The Uru Salem of Abdi-Heba, in the 14th century B.C. and the later city of Jebus also occupied the southeastern hill (Van der Veen, 2013). [i] In the 10th century B.C., after David conquered Jebus, he renamed it the City of David. The northern boundary of the City of David is generally located at Area H of Kathleen Kenyon’s excavations at the bottleneck of the southeastern hill. After Solomon had built the temple and his own house (1 Kings 3:1), “…he made a breach in the wall of the city of David: thus the daughter of Pharoa went up out of the city of David to her house which he built for her” (3 Kings 2:35, Septuagint version). Hence, it is not until after the construction of the temple and Solomon’s palace that an enlargement of the City of David is mentioned, creating what I call the “City of David/Jerusalem.”
In Antiquities VII, 3, 66, Josephus states that David made buildings around the “lower city,” which becomes a synonym for the City of David, after the northerly expansion. The northeastern corner of the City of David/Jerusalem (or the Sheep Gate) probably stood where the southeastern corner of the traditional temple mount stands, or possibly 105 feet north, at the “seam” on the east wall.
Fig. 2. Boundaries for the City of David/Jerusalem
Fig. 2. The City of David is the lower half of the southeastern hill, with its northern boundary at the bottleneck (Area H). The City of David/Jerusalem occupied the whole crescent-shaped southeastern hill. The map outlines the ridge area, but the walls were further down the slopes. A northerly extension of the southeastern hill did not begin, as illustrated here, until about 134 B.C.E. when John Hyrcanus built the Baris, which was expanded to become the 36-acre Haram.

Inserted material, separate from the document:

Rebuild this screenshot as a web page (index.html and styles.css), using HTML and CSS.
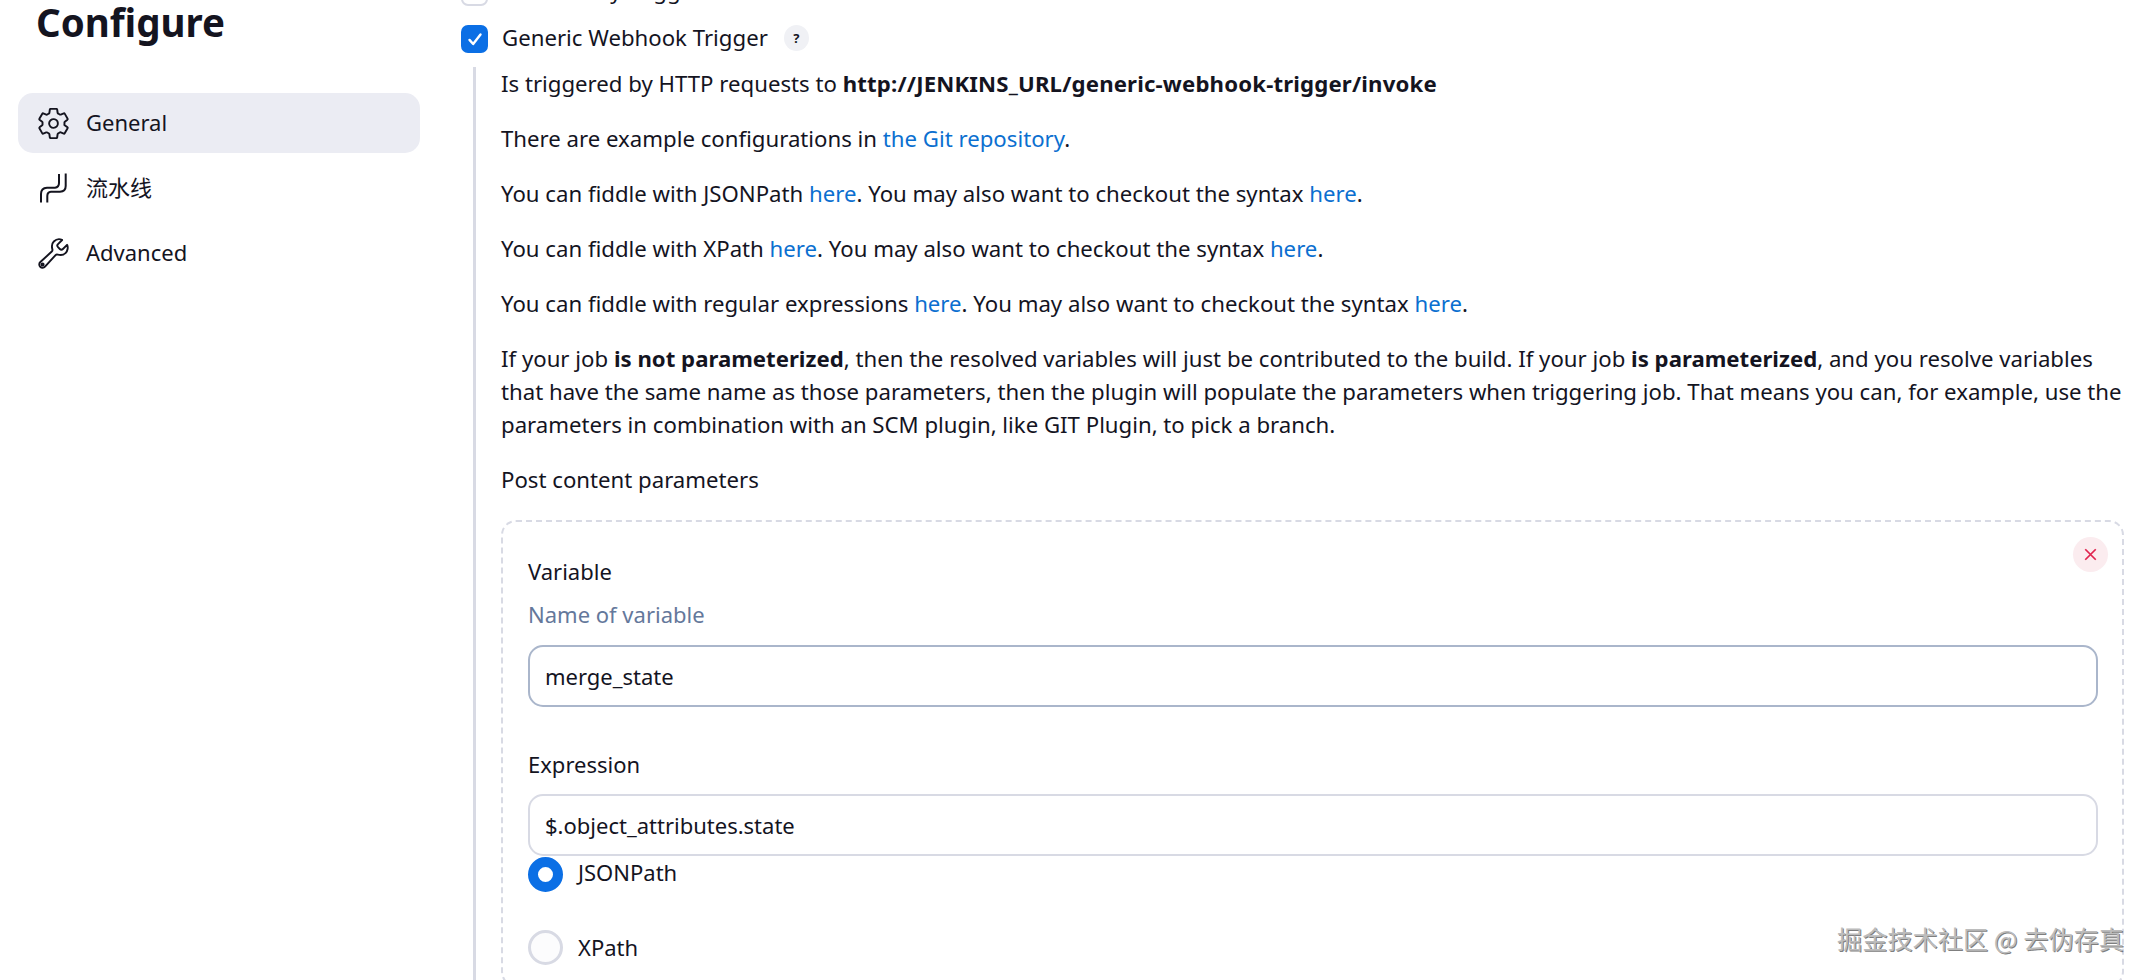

To understand there was no northerly appendage added to the southeastern hill, one must start with later descriptions of the City of David/Jerusalem and work back. Although the city had spread to the western hill in Hezekiah’s reign, it shrunk back to the southeastern hill during the Persian era. Even in the Greek era and later, the City of David/Jerusalem is described in the Letter of Aristeas as having its towers arranged “in the manner of a theater;”
Tacitus describes its walls as “bending inwards” (Histories 5.11, as cited in Dissertation 3); Josephus said it had “the shape of the moon when she is horned” (War V, 5, 137); and the Venerable Bede compared it to “an arc,” [ii] each description of the city referring to the crescent shape of the southeastern hill, without any northerly extension appended.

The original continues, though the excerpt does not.